ブランドサイトでは「Made in USA(アメリカ製)」を強調するが、実際には中国のWingtech社製の既存Android端末(REVVL 7 Pro 5G)**を再パッケージしたものと見られている。
つまり、既製品を“ゴールドカラーと愛国心”で包装したスマホ、というのが実態だ。
◆ MVNOビジネスと「政治的ブランド」の融合
MVNOとは、通信インフラを大手キャリア(T-MobileやAT&Tなど)から借りて、独自ブランドでサービスを提供する方式である。
トランプ・モバイルもそのひとつだが、際立っているのは**「政治的ブランド力の転用」**だ。

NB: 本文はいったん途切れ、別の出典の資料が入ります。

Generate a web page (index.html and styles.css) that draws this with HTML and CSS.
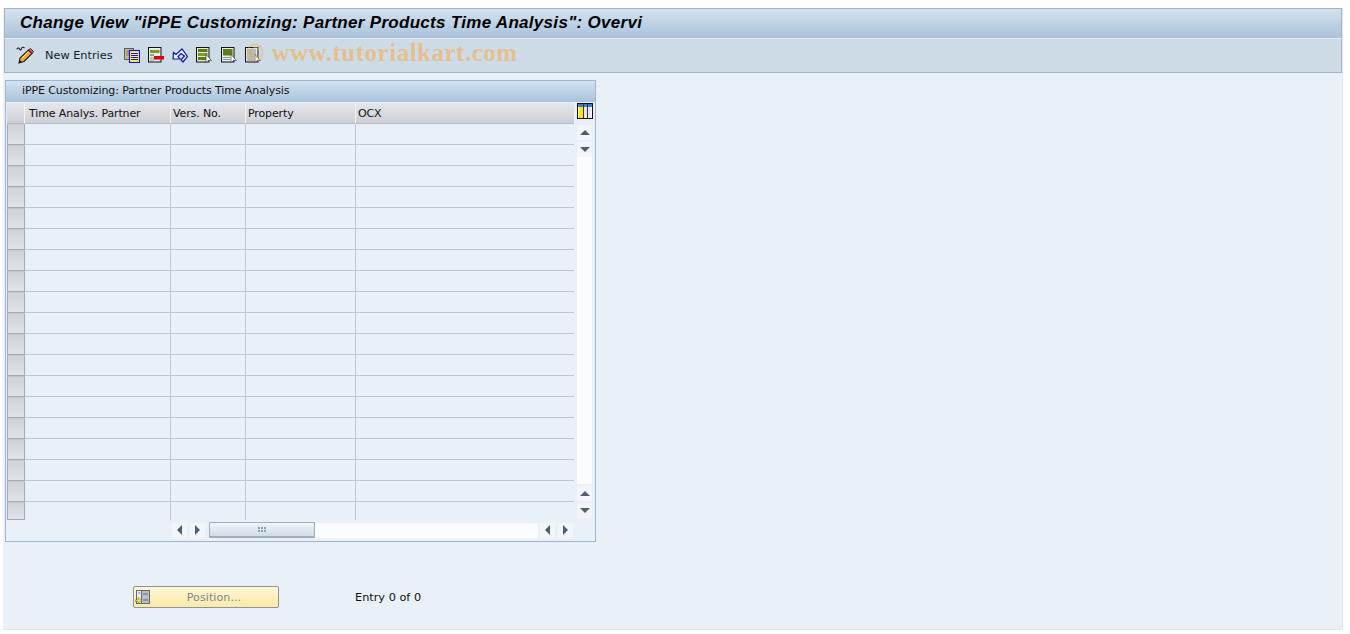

この通信プランは、単なる商業サービスではなく、トランプ支持層に向けた「愛国の証」として提供されている。
その象徴とも言えるのが次の一文だ:
“We will not sell your data to the communists.”
(「私たちはあなたのデータを共産主義者に売りません」)
こうしたマーケティングは、選挙キャンペーン以上にイデオロギーを商品化しているとも言える。
◆ 期待と懸念が交錯する市場の声
【好意的な見方】
トランプ支持者にとっては「忠誠心」の証。
アメリカ産を推進する動きと親和性が高い。
テレヘルスやロードサポート付きなど、サービス内容は一見お得。
【批判的な視点】
実際にはT-Mobileの回線を使うだけのMVNOにすぎない。
端末の「アメリカ製」は誤認を招く可能性。
$47.45は競合他社より高く、割高感がある。
情報開示が曖昧、予約ページの不具合や不透明な運営も懸念されている。
◆ 「トランプ経済圏」の拡大戦略?
トランプ氏は過去にも、ワイン、ステーキ、大学、ゴルフコース、SNS(Truth Social)など数多くのブランドビジネスを展開してきた。
今回の「通信事業」は、その延長線上にあるとも言える。
だが、現代の消費者はかつて以上に透明性・信頼性・実質的な価値を求めている。
単なるブランドや政治的メッセージだけでは、長期的な市場の信頼は得られないかもしれない。
◆ 結論:これは“スマホ”ではなく、“メッセージ”だ
トランプ・モバイルは、スマートフォンという形を借りて、**「忠誠」「思想」「国家アイデンティティ」**を携帯するメディアそのものと言える。
この通信事業が成功するかどうかは、技術や価格以上に、「そのメッセージにどれほどの人が共鳴するか」にかかっている。
トランプ支持層にとっては「トランプに通じる回線」かもしれない。
だが、それ以外の人々にとっては、今後の動向を冷静に見極める必要がありそうだ。